Friday, August 29, 2008

A Requiem for the Crushed

This morning while bringing stuff to the car I stepped on a snail.

I hate that sound. To me if there’s a sound that is the audible meaning of the word guilt it’s the crunching sound of a snail. They’re small. They’re helpless. They can’t get out of the way. They see you coming from ten minutes away and they spend that then minutes trying to get the hell out of your way. But they can’t. They’re snails and they move slowly.

I’m sorry snail. These are my words to commemorate your passing:

A Requiem for the Crushed

This morning came early, too early by far;
6am found me bringing stuff out to the car.
Two bags I brought out, each with a lunch
But when I stepped back, I heard a crunch.

I grimaced in grief and grew slightly pale
For you see what I’d done was stepped on a snail.
On that very sound is my poor conscience built
For that sound alone is the sound of guilt.

The life of a snail seems not a great thing,
No Edda's composed, no ballads we sing;
They’re small and ill coloured, like a suit of Herb Tarlek’s,
They’ve the misfortune to taste good in butter and garlic.

But these little critters are innocuous to a fault
No harm and no foul, that’s their gestalt.
They crawl through life slowly, but they do get there
Wherever that is (But I’m sure that it’s there).

Oh snail! I am sorry my foot found your shell!
Now my mind burns in some Dante like Hell;
“How was I to know?” I rationalize
But I can imagine the look in your eyes

As my foot came down and you yelled out: “Noooooo!”
But I could not hear: the decibel s were too low.
Yet I heard the crunch and I knew what it meant;
One snail life snuffed out, one snail dream spent.

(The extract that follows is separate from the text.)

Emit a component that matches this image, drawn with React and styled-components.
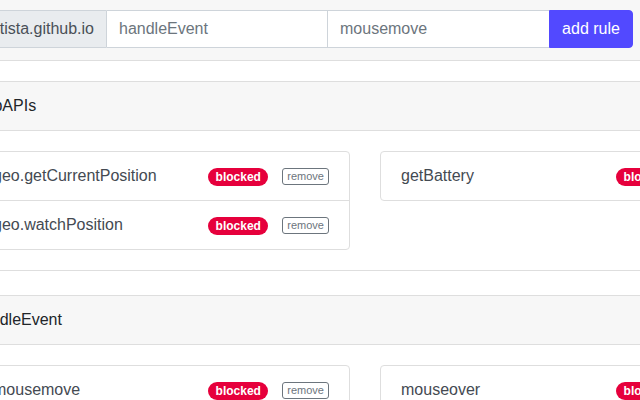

I hope now you rest in some snail release:
Where all of your crawl paths are lined with grease
And you can get up to twelve mines an hour;
The power to save yourself, you need that power.

8 comments:

Unknown said...

You are SO right about the sound of guilt!
What is an Edda?

Unknown said...

It's epic poetry, Norse style. The Viking Illiad as it were.

Evil Dingo said...

You get 10 points for a WKRP reference.

This brings your score back up to a 0.0.

So much for putting money back in the Karma Bank, killer.

Unknown said...

I thought you'd like that - as you are the reason those rumours of a real life Les Nessman "walking among us" exist.

What's really funny is that one of my coworkers came in this morning wearing a Herb Tarlek type jacket - it was hilarious. I google imaged a pic and sent it to him. He laughed.

And took off the jacket.

Evil Dingo said...

Ha, too funny!

Downside -- yet another withdrawal from the Karma bank. Keep it up and you're going to be reincarnated as a snail that lives in a clumsy asshole's carport.

Unknown said...

What are you talking about... you don't have a carport.

Evil Dingo said...

Oh, the cosmic irony of that would be delightful! Think of it -- you come back and I get to crush you like a bug! Wheeee!

Unknown said...

You realize, that by admitting that it would be irony if you squash me like a bug, you are in fact admitting my superiority right?